Janet Downs's picture
Fri, 23/03/2012 - 18:03

Ricky - please read the comment by Sirkku Nikamaa-Berg on the thread linked below. It makes it quite clear that children in Finland do not matriculate until the end of upper secondary school (18 years).

I'm sorry you haven't yet grasped that English schools already had considerable autonomy in 2009 over such things as courses offered, what and how to teach, the national curriculum notwithstanding.

I'm actually quite sorry that you've resorted to parodies to attack the teaching profession of which I am a retired member. I thought at one point that you might have something useful to say. It's quite laughable when someone's argument descends into name-calling based on caricature - it usually means that the one doing the mud-slinging has run out of things to say.

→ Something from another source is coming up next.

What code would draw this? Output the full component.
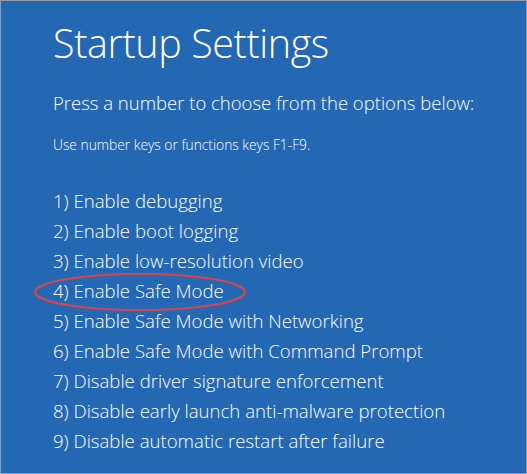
export default function App() {
  const items = [
    "1) Enable debugging",
    "2) Enable boot logging",
    "3) Enable low-resolution video",
    "4) Enable Safe Mode",
    "5) Enable Safe Mode with Networking",
    "6) Enable Safe Mode with Command Prompt",
    "7) Disable driver signature enforcement",
    "8) Disable early launch anti-malware protection",
    "9) Disable automatic restart after failure",
  ];
  return (
    <div className="w-[527px] h-[474px] bg-[#2468b4] border border-[#8a9bb0] text-white font-['Open_Sans',sans-serif] font-light pl-[52px] pt-[14px] overflow-hidden">
      <div className="text-[39.5px] leading-[56px] tracking-[-0.4px]">Startup Settings</div>
      <div className="mt-[19px] text-[18.5px] leading-[26px]">Press a number to choose from the options below:</div>
      <div className="mt-[20px] text-[13.8px] leading-[18px]">Use number keys or functions keys F1-F9.</div>
      <ul className="mt-[32px] text-[18.6px]">
        {items.map((t, i) => (
          <li key={i} className="leading-[30px] relative">
            {i === 3 && (
              <svg className="absolute left-[-20px] top-[-4px]" width="216" height="40" viewBox="0 0 216 40">
                <ellipse cx="107" cy="20" rx="105" ry="18" fill="none" stroke="#d8434f" strokeWidth="2.2" />
              </svg>
            )}
            <span className="relative">{t}</span>
          </li>
        ))}
      </ul>
    </div>
  );
}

http://www.localschoolsnetwork.org.uk/2012/03/the-doublethink-of-standar...

Ricky-Tarr's picture
Mon, 26/03/2012 - 11:39

Janet

I am sorry if any of my light-hearted parodies have offended you. Joking aside, I do feel that you tend to underestimate the influence of cultural marxism in school staff rooms. I also think that you and Mr Beavis have an unduly cynical take on Coalition/Conservative policy. Beavis (in one thread here) even said that the Conservative ideology (sic) is underpinned by a belief in "unfettered free markets". That is so silly. Hardly any proper Conservatives believe in that - and certainly not Cameron.

Leonard James's picture
Sun, 08/04/2012 - 06:05

Ricky,

Surely you don't think that the unions represent the views of most teachers so on what evidence do you conclude that 'cultural marxism' is influencing staff rooms?